* _Written problem_: Leave out the images and repeat the listing below without a single change.

* _Entries provided_:
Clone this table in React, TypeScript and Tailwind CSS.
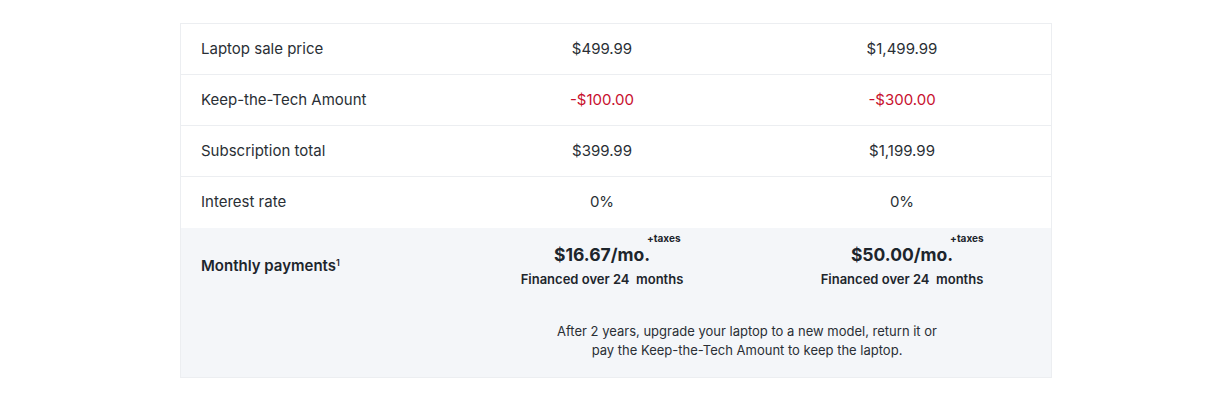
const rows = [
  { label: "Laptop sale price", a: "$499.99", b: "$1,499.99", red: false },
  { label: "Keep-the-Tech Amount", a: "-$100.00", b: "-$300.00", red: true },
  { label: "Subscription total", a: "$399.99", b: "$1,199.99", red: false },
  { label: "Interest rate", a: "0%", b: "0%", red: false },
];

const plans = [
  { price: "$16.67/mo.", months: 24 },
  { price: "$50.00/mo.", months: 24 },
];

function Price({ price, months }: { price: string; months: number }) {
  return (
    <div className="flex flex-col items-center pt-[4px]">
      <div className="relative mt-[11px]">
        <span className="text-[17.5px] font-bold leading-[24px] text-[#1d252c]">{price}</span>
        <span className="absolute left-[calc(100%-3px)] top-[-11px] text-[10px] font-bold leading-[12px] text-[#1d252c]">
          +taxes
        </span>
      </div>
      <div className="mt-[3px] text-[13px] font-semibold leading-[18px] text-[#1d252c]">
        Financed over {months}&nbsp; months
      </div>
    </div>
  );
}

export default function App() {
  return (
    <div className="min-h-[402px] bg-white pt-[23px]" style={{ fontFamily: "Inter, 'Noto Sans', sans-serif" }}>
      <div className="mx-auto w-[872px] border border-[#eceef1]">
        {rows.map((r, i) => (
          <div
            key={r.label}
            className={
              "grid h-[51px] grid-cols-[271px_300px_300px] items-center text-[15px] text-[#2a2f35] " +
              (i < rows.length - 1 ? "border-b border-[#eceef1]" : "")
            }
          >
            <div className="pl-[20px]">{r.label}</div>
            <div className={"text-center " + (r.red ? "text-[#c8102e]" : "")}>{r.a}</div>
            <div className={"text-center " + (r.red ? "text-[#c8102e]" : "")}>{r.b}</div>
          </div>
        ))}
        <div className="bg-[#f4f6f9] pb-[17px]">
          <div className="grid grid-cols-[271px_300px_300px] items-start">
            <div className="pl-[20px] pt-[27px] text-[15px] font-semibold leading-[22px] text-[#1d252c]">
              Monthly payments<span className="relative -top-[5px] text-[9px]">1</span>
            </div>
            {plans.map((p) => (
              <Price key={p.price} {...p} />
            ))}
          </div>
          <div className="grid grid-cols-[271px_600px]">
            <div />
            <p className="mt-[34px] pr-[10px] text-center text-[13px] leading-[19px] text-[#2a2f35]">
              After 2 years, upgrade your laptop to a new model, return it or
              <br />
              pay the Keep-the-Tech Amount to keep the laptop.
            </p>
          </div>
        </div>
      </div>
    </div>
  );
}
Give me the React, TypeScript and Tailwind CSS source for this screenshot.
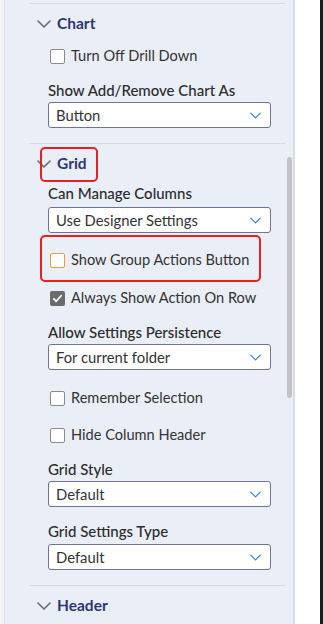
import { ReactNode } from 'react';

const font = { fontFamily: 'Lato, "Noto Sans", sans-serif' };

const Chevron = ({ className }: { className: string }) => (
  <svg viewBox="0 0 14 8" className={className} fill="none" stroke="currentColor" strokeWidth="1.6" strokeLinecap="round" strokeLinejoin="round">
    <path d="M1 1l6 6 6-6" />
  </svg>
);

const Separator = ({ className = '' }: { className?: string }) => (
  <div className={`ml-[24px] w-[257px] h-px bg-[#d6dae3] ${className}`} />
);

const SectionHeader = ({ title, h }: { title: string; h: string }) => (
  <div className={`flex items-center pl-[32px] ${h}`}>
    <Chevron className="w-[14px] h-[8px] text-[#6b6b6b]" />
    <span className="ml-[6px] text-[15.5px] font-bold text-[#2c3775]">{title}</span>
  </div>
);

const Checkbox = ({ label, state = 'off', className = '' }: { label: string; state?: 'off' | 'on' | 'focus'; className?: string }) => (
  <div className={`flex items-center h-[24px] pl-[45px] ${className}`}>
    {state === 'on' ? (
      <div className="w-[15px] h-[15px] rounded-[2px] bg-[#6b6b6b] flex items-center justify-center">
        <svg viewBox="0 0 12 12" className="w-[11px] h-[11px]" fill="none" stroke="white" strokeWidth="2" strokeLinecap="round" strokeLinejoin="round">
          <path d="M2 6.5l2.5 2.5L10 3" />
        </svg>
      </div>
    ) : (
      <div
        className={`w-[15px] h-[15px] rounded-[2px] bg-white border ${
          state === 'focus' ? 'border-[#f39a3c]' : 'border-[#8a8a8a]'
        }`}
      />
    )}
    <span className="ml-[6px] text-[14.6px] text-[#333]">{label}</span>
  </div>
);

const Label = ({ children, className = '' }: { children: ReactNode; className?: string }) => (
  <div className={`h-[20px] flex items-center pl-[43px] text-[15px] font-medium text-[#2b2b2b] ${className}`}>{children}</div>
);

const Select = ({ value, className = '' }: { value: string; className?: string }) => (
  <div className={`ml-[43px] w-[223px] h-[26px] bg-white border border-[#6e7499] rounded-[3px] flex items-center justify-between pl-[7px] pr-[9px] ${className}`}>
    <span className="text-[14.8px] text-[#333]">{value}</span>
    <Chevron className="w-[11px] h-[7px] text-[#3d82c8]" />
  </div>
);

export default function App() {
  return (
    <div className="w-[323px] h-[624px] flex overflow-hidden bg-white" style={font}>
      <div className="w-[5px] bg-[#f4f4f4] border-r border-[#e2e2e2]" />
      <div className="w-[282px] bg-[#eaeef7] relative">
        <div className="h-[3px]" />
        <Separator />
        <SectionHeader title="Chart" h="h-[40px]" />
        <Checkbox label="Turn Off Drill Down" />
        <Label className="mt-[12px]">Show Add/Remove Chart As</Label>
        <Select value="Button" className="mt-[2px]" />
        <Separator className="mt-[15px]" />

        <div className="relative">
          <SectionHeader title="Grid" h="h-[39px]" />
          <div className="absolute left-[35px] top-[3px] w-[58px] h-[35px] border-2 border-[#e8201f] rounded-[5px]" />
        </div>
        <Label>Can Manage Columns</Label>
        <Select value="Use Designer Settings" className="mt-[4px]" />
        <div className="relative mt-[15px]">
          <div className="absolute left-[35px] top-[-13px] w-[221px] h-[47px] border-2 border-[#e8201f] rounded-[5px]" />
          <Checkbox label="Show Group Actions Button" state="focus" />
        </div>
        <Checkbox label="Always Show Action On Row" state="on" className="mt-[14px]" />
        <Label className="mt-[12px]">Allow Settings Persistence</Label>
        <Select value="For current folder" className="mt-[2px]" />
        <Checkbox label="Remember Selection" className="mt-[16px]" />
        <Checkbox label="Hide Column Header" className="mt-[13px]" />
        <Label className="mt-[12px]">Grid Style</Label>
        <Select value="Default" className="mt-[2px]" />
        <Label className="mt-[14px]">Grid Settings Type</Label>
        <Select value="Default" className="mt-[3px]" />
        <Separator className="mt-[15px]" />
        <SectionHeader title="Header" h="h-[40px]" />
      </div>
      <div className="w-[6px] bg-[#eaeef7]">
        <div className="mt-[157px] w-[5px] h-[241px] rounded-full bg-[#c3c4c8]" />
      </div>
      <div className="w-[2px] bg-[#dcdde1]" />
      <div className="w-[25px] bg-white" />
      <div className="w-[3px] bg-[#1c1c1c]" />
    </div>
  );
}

* _Finished answer_:
Clone this table in React, TypeScript and Tailwind CSS.
const rows = [
  { label: "Laptop sale price", a: "$499.99", b: "$1,499.99", red: false },
  { label: "Keep-the-Tech Amount", a: "-$100.00", b: "-$300.00", red: true },
  { label: "Subscription total", a: "$399.99", b: "$1,199.99", red: false },
  { label: "Interest rate", a: "0%", b: "0%", red: false },
];

const plans = [
  { price: "$16.67/mo.", months: 24 },
  { price: "$50.00/mo.", months: 24 },
];

function Price({ price, months }: { price: string; months: number }) {
  return (
    <div className="flex flex-col items-center pt-[4px]">
      <div className="relative mt-[11px]">
        <span className="text-[17.5px] font-bold leading-[24px] text-[#1d252c]">{price}</span>
        <span className="absolute left-[calc(100%-3px)] top-[-11px] text-[10px] font-bold leading-[12px] text-[#1d252c]">
          +taxes
        </span>
      </div>
      <div className="mt-[3px] text-[13px] font-semibold leading-[18px] text-[#1d252c]">
        Financed over {months}&nbsp; months
      </div>
    </div>
  );
}

export default function App() {
  return (
    <div className="min-h-[402px] bg-white pt-[23px]" style={{ fontFamily: "Inter, 'Noto Sans', sans-serif" }}>
      <div className="mx-auto w-[872px] border border-[#eceef1]">
        {rows.map((r, i) => (
          <div
            key={r.label}
            className={
              "grid h-[51px] grid-cols-[271px_300px_300px] items-center text-[15px] text-[#2a2f35] " +
              (i < rows.length - 1 ? "border-b border-[#eceef1]" : "")
            }
          >
            <div className="pl-[20px]">{r.label}</div>
            <div className={"text-center " + (r.red ? "text-[#c8102e]" : "")}>{r.a}</div>
            <div className={"text-center " + (r.red ? "text-[#c8102e]" : "")}>{r.b}</div>
          </div>
        ))}
        <div className="bg-[#f4f6f9] pb-[17px]">
          <div className="grid grid-cols-[271px_300px_300px] items-start">
            <div className="pl-[20px] pt-[27px] text-[15px] font-semibold leading-[22px] text-[#1d252c]">
              Monthly payments<span className="relative -top-[5px] text-[9px]">1</span>
            </div>
            {plans.map((p) => (
              <Price key={p.price} {...p} />
            ))}
          </div>
          <div className="grid grid-cols-[271px_600px]">
            <div />
            <p className="mt-[34px] pr-[10px] text-center text-[13px] leading-[19px] text-[#2a2f35]">
              After 2 years, upgrade your laptop to a new model, return it or
              <br />
              pay the Keep-the-Tech Amount to keep the laptop.
            </p>
          </div>
        </div>
      </div>
    </div>
  );
}
Give me the React, TypeScript and Tailwind CSS source for this screenshot.
import { ReactNode } from 'react';

const font = { fontFamily: 'Lato, "Noto Sans", sans-serif' };

const Chevron = ({ className }: { className: string }) => (
  <svg viewBox="0 0 14 8" className={className} fill="none" stroke="currentColor" strokeWidth="1.6" strokeLinecap="round" strokeLinejoin="round">
    <path d="M1 1l6 6 6-6" />
  </svg>
);

const Separator = ({ className = '' }: { className?: string }) => (
  <div className={`ml-[24px] w-[257px] h-px bg-[#d6dae3] ${className}`} />
);

const SectionHeader = ({ title, h }: { title: string; h: string }) => (
  <div className={`flex items-center pl-[32px] ${h}`}>
    <Chevron className="w-[14px] h-[8px] text-[#6b6b6b]" />
    <span className="ml-[6px] text-[15.5px] font-bold text-[#2c3775]">{title}</span>
  </div>
);

const Checkbox = ({ label, state = 'off', className = '' }: { label: string; state?: 'off' | 'on' | 'focus'; className?: string }) => (
  <div className={`flex items-center h-[24px] pl-[45px] ${className}`}>
    {state === 'on' ? (
      <div className="w-[15px] h-[15px] rounded-[2px] bg-[#6b6b6b] flex items-center justify-center">
        <svg viewBox="0 0 12 12" className="w-[11px] h-[11px]" fill="none" stroke="white" strokeWidth="2" strokeLinecap="round" strokeLinejoin="round">
          <path d="M2 6.5l2.5 2.5L10 3" />
        </svg>
      </div>
    ) : (
      <div
        className={`w-[15px] h-[15px] rounded-[2px] bg-white border ${
          state === 'focus' ? 'border-[#f39a3c]' : 'border-[#8a8a8a]'
        }`}
      />
    )}
    <span className="ml-[6px] text-[14.6px] text-[#333]">{label}</span>
  </div>
);

const Label = ({ children, className = '' }: { children: ReactNode; className?: string }) => (
  <div className={`h-[20px] flex items-center pl-[43px] text-[15px] font-medium text-[#2b2b2b] ${className}`}>{children}</div>
);

const Select = ({ value, className = '' }: { value: string; className?: string }) => (
  <div className={`ml-[43px] w-[223px] h-[26px] bg-white border border-[#6e7499] rounded-[3px] flex items-center justify-between pl-[7px] pr-[9px] ${className}`}>
    <span className="text-[14.8px] text-[#333]">{value}</span>
    <Chevron className="w-[11px] h-[7px] text-[#3d82c8]" />
  </div>
);

export default function App() {
  return (
    <div className="w-[323px] h-[624px] flex overflow-hidden bg-white" style={font}>
      <div className="w-[5px] bg-[#f4f4f4] border-r border-[#e2e2e2]" />
      <div className="w-[282px] bg-[#eaeef7] relative">
        <div className="h-[3px]" />
        <Separator />
        <SectionHeader title="Chart" h="h-[40px]" />
        <Checkbox label="Turn Off Drill Down" />
        <Label className="mt-[12px]">Show Add/Remove Chart As</Label>
        <Select value="Button" className="mt-[2px]" />
        <Separator className="mt-[15px]" />

        <div className="relative">
          <SectionHeader title="Grid" h="h-[39px]" />
          <div className="absolute left-[35px] top-[3px] w-[58px] h-[35px] border-2 border-[#e8201f] rounded-[5px]" />
        </div>
        <Label>Can Manage Columns</Label>
        <Select value="Use Designer Settings" className="mt-[4px]" />
        <div className="relative mt-[15px]">
          <div className="absolute left-[35px] top-[-13px] w-[221px] h-[47px] border-2 border-[#e8201f] rounded-[5px]" />
          <Checkbox label="Show Group Actions Button" state="focus" />
        </div>
        <Checkbox label="Always Show Action On Row" state="on" className="mt-[14px]" />
        <Label className="mt-[12px]">Allow Settings Persistence</Label>
        <Select value="For current folder" className="mt-[2px]" />
        <Checkbox label="Remember Selection" className="mt-[16px]" />
        <Checkbox label="Hide Column Header" className="mt-[13px]" />
        <Label className="mt-[12px]">Grid Style</Label>
        <Select value="Default" className="mt-[2px]" />
        <Label className="mt-[14px]">Grid Settings Type</Label>
        <Select value="Default" className="mt-[3px]" />
        <Separator className="mt-[15px]" />
        <SectionHeader title="Header" h="h-[40px]" />
      </div>
      <div className="w-[6px] bg-[#eaeef7]">
        <div className="mt-[157px] w-[5px] h-[241px] rounded-full bg-[#c3c4c8]" />
      </div>
      <div className="w-[2px] bg-[#dcdde1]" />
      <div className="w-[25px] bg-white" />
      <div className="w-[3px] bg-[#1c1c1c]" />
    </div>
  );
}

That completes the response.